Problem details
Each line containing the word "styles" should be found and copied.

Available data

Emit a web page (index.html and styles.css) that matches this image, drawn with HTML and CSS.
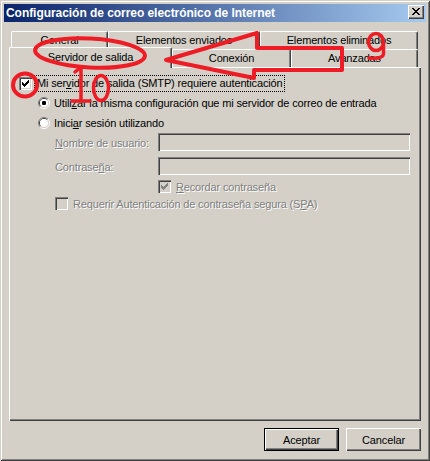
FILE: index.html
```html
<!DOCTYPE html>
<html lang="es">
<head>
<meta charset="utf-8">
<title>Configuración de correo electrónico de Internet</title>
<link rel="stylesheet" href="styles.css">
</head>
<body>
<div class="window">
  <div class="titlebar">
    <span class="title">Configuración de correo electrónico de Internet</span>
    <div class="close">
      <svg width="16" height="14" viewBox="0 0 16 14"><path d="M4 3h2v1H4zM10 3h2v1h-2zM5 4h2v1H5zM9 4h2v1H9zM6 5h4v1H6zM7 6h2v1H7zM6 7h4v1H6zM5 8h2v1H5zM9 8h2v1H9zM4 9h2v1H4zM10 9h2v1h-2z" fill="#000"/></svg>
    </div>
  </div>
  <div class="client">
    <div class="tabs">
      <div class="tabrow row1">
        <div class="tab t-general">General</div>
        <div class="tab t-enviados">Elementos enviados</div>
        <div class="tab t-eliminados">Elementos eliminados</div>
      </div>
      <div class="tabrow row2">
        <div class="tab selected t-servidor">Servidor de salida</div>
        <div class="tab t-conexion">Conexión</div>
        <div class="tab t-avanzadas">Avanzadas</div>
      </div>
    </div>
    <div class="panel">
      <div class="row row-auth">
        <span class="cb"><svg width="13" height="13" viewBox="0 0 13 13"><path d="M3 5h1v3H3zM4 6h1v3H4zM5 7h1v3H5zM6 6h1v3H6zM7 5h1v3H7zM8 4h1v3H8zM9 3h1v3H9z" fill="#000"/></svg></span>
        <span class="focus">Mi ser<u>v</u>idor de salida (SMTP) requiere autenticación</span>
      </div>
      <div class="row row-radio first">
        <svg class="radio" width="12" height="12" viewBox="0 0 12 12">
          <path d="M2.1 9.9A5.5 5.5 0 0 1 9.9 2.1" stroke="#808080" fill="none"/>
          <path d="M9.9 2.1A5.5 5.5 0 0 1 2.1 9.9" stroke="#fff" fill="none"/>
          <path d="M2.8 9.2A4.5 4.5 0 0 1 9.2 2.8" stroke="#404040" fill="none"/>
          <path d="M9.2 2.8A4.5 4.5 0 0 1 2.8 9.2" stroke="#D4D0C8" fill="none"/>
          <circle cx="6" cy="6" r="4" fill="#fff"/>
          <rect x="4" y="4" width="4" height="4" rx="1.2" fill="#000"/>
        </svg>
        <span class="lbl">Utili<u>z</u>ar la misma configuración que mi servidor de correo de entrada</span>
      </div>
      <div class="row row-radio second">
        <svg class="radio" width="12" height="12" viewBox="0 0 12 12">
          <path d="M2.1 9.9A5.5 5.5 0 0 1 9.9 2.1" stroke="#808080" fill="none"/>
          <path d="M9.9 2.1A5.5 5.5 0 0 1 2.1 9.9" stroke="#fff" fill="none"/>
          <path d="M2.8 9.2A4.5 4.5 0 0 1 9.2 2.8" stroke="#404040" fill="none"/>
          <path d="M9.2 2.8A4.5 4.5 0 0 1 2.8 9.2" stroke="#D4D0C8" fill="none"/>
          <circle cx="6" cy="6" r="4" fill="#fff"/>
        </svg>
        <span class="lbl">Inici<u>a</u>r sesión utilizando</span>
      </div>
      <div class="row row-field user">
        <span class="flabel disabled"><u>N</u>ombre de usuario:</span>
        <span class="field"></span>
      </div>
      <div class="row row-field pass">
        <span class="flabel disabled">Contrase<u>ñ</u>a:</span>
        <span class="field"></span>
      </div>
      <div class="row row-check remember">
        <span class="cb off"><svg width="13" height="13" viewBox="0 0 13 13"><path d="M3 5h1v3H3zM4 6h1v3H4zM5 7h1v3H5zM6 6h1v3H6zM7 5h1v3H7zM8 4h1v3H8zM9 3h1v3H9z" fill="#808080"/></svg></span>
        <span class="lbl disabled"><u>R</u>ecordar contraseña</span>
      </div>
      <div class="row row-check spa">
        <span class="cb off"></span>
        <span class="lbl disabled">Requerir Autenticación de contraseña segura (S<u>P</u>A)</span>
      </div>
    </div>
    <div class="buttons">
      <button class="btn default">Aceptar</button>
      <button class="btn">Cancelar</button>
    </div>
  </div>
  <svg class="annot" width="430" height="461" viewBox="0 0 430 461">
    <g fill="none" stroke="#EE1C25" stroke-linecap="round" stroke-linejoin="round">
      <ellipse cx="90" cy="53" rx="55" ry="14.5" stroke-width="4" transform="rotate(3 90 53)"/>
      <path d="M166 60 L257 33 L257 48 L342 48 L342 70 L254 70 L254 78 Z" stroke-width="4"/>
      <ellipse cx="25" cy="85" rx="12" ry="11.5" stroke-width="4"/>
      <path d="M75 72 L81 67 L81 101 M72 101 L90 101" stroke-width="3.5"/>
      <ellipse cx="101" cy="88" rx="7.5" ry="12.5" stroke-width="3.5"/>
      <ellipse cx="376" cy="42" rx="7.5" ry="8.5" stroke-width="3.5"/>
      <path d="M383.5 43 L383.5 54 Q383 59 369 58" stroke-width="3.5"/>
    </g>
  </svg>
</div>
</body>
</html>
```
FILE: styles.css
```css
* { box-sizing: border-box; }
html, body { margin: 0; padding: 0; }
body {
  width: 430px;
  height: 461px;
  overflow: hidden;
  background: #D4D0C8;
  font-family: "Liberation Sans", Arial, sans-serif;
  font-size: 11px;
  letter-spacing: -0.15px;
  color: #000;
}
u { text-decoration: underline; text-underline-offset: 1px; }

.window {
  position: relative;
  width: 430px;
  height: 461px;
  padding: 4px;
  background: #D4D0C8;
  display: flex;
  flex-direction: column;
  box-shadow: inset 1px 1px #D4D0C8, inset -1px -1px #404040, inset 2px 2px #fff, inset -2px -2px #808080;
}

.titlebar {
  height: 18px;
  flex: none;
  display: flex;
  align-items: center;
  padding: 0 2px 0 2px;
  background: linear-gradient(to right, #0A246A, #A6CAF0);
}
.title {
  color: #fff;
  font-weight: bold;
  font-size: 12px;
  letter-spacing: -0.05px;
  white-space: nowrap;
}
.close {
  margin-left: auto;
  align-self: flex-start;
  margin-top: 1px;
  width: 16px;
  height: 14px;
  background: #D4D0C8;
  box-shadow: inset 1px 1px #fff, inset -1px -1px #404040, inset -2px -2px #808080;
}
.close svg { display: block; }

.client {
  flex: 1;
  display: flex;
  flex-direction: column;
  padding: 9px 5px 6px 5px;
}

.tabs { flex: none; }
.tabrow {
  display: flex;
  align-items: flex-start;
  height: 18px;
}
.row1 { padding-left: 2px; }
.tab {
  height: 18px;
  border-top: 1px solid #fff;
  border-left: 1px solid #fff;
  border-right: 1px solid #404040;
  border-radius: 2px 2px 0 0;
  box-shadow: inset -1px 0 #808080;
  background: #D4D0C8;
  text-align: center;
  line-height: 17px;
  white-space: nowrap;
}
.t-general { width: 97px; }
.t-enviados { width: 152px; }
.t-eliminados { width: 158px; }
.t-servidor { width: 163px; }
.t-conexion { width: 119px; }
.t-avanzadas { width: 127px; }
.tab.selected {
  position: relative;
  z-index: 2;
  height: 21px;
  margin-top: -2px;
  line-height: 19px;
}

.panel {
  flex: 1;
  padding: 8px 0 0 10px;
  box-shadow: inset 1px 1px #fff, inset -1px -1px #404040, inset -2px -2px #808080;
}
.row { display: flex; align-items: center; }
.row-auth { height: 17px; }
.cb {
  flex: none;
  width: 13px;
  height: 13px;
  background: #fff;
  box-shadow: inset 1px 1px #808080, inset 2px 2px #404040, inset -1px -1px #fff, inset -2px -2px #D4D0C8;
}
.cb svg { display: block; }
.cb.off { background: #D4D0C8; }
.focus {
  margin-left: 2px;
  height: 17px;
  line-height: 15px;
  padding: 0 2px 0 2px;
  border: 1px dotted #000;
  white-space: nowrap;
}
.row-radio { height: 14px; margin-left: 19px; }
.row-radio.first { margin-top: 4px; }
.row-radio.second { margin-top: 6px; }
.radio { flex: none; display: block; }
.row-radio .lbl { margin-left: 4px; white-space: nowrap; }

.row-field { height: 18px; margin-left: 36px; }
.row-field.user { margin-top: 3px; }
.row-field.pass { margin-top: 6px; }
.flabel { width: 103px; padding-top: 2px; white-space: nowrap; }
.field {
  width: 252px;
  height: 18px;
  background: #D4D0C8;
  box-shadow: inset 1px 1px #808080, inset 2px 2px #404040, inset -1px -1px #fff, inset -2px -2px #D4D0C8;
}
.row-check { height: 13px; }
.row-check.remember { margin-top: 5px; margin-left: 139px; }
.row-check.spa { margin-top: 4px; margin-left: 36px; }
.row-check .lbl { margin-left: 5px; white-space: nowrap; }

.disabled { color: #808080; text-shadow: 1px 1px 0 #fff; }

.buttons {
  flex: none;
  display: flex;
  justify-content: flex-end;
  gap: 7px;
  margin-top: 7px;
}
.btn {
  width: 75px;
  height: 23px;
  padding: 0;
  border: none;
  background: #D4D0C8;
  font-family: "Liberation Sans", Arial, sans-serif;
  font-size: 11px;
  letter-spacing: -0.15px;
  color: #000;
  box-shadow: inset 1px 1px #fff, inset -1px -1px #404040, inset -2px -2px #808080;
}
.btn.default {
  border: 1px solid #000;
}

.annot {
  position: absolute;
  left: 0;
  top: 0;
  z-index: 10;
  pointer-events: none;
}
```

Problem solution
Emit a web page (index.html and styles.css) that matches this image, drawn with HTML and CSS.
<link rel="stylesheet" href="styles.css">
FILE: styles.css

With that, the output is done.